Founded in 1894, the mission of Lowell Observatory is to pursue the study of astronomy, especially the study of our Solar System and its evolution; to conduct pure research in astronomical phenomena; and to maintain quality public education and outreach programs to bring the results of astronomical research to the general public. Visit www.lowell.edu .
For more information:
The MPR detection software used to find SQ222, called PinPoint, was developed by Robert Denny, and is commercially available (http://www.appliedinsight.com/index.html).
Peter Birtwhistle's images may be seen at http://www.birtwhi.demon.co.uk/Gallery2003SQ222.htm.
At discovery, the asteroid was about 18th magnitude in the R band.
It is estimated that there are about 500 million near-Earth asteroids of SQ222's size or larger. Alan W. Harris, of the Space Science Institute, calculates that about 3,000 such objects per year come closer than the Moon, and about 100 of them come closer than SQ222 each year. Moving at an average speed of 17 km/s, any one of them stays within the Moon's orbit for 8 hours or less. Thus, it is likely that there are a couple of asteroids like SQ222 within the Moon's distance right now, and two more will come close to us tomorrow. Why don't we see more of them? Usually, they are moving too fast for our CCD cameras to register. Harris points out that "these things are completely harmless. They are no more than interplanetary tourist attractions."

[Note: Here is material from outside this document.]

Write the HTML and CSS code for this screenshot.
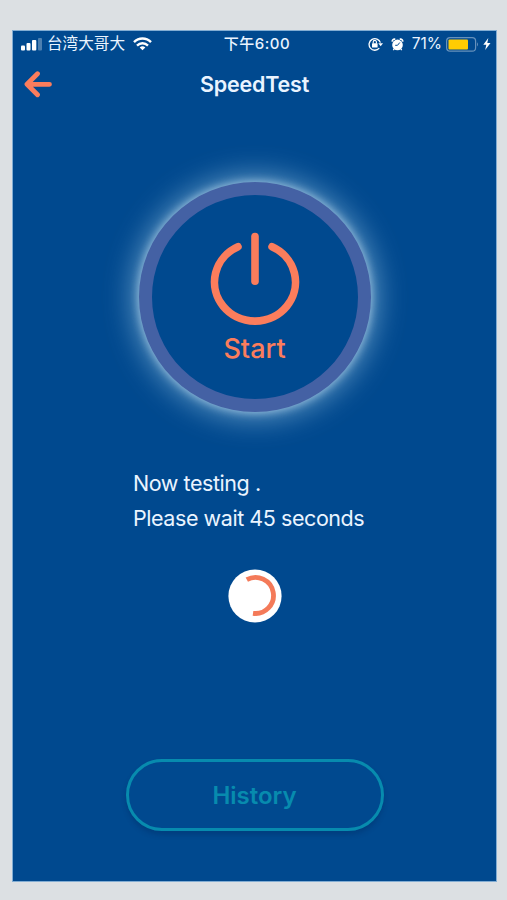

2003 SQ222 was moving across the sky at more than 30 degrees per hour at its closest approach. It would not have been observable from the U.S. as it was in the daylight sky. It could have been seen, with difficulty, from Europe. The closest approach is about twice the distance of geosynchronous communications satellites. Aside from the occasional fireball, an asteroid that explodes in the upper atmosphere, only 10 asteroids are known to have approached the Earth closer than the Moon's distance.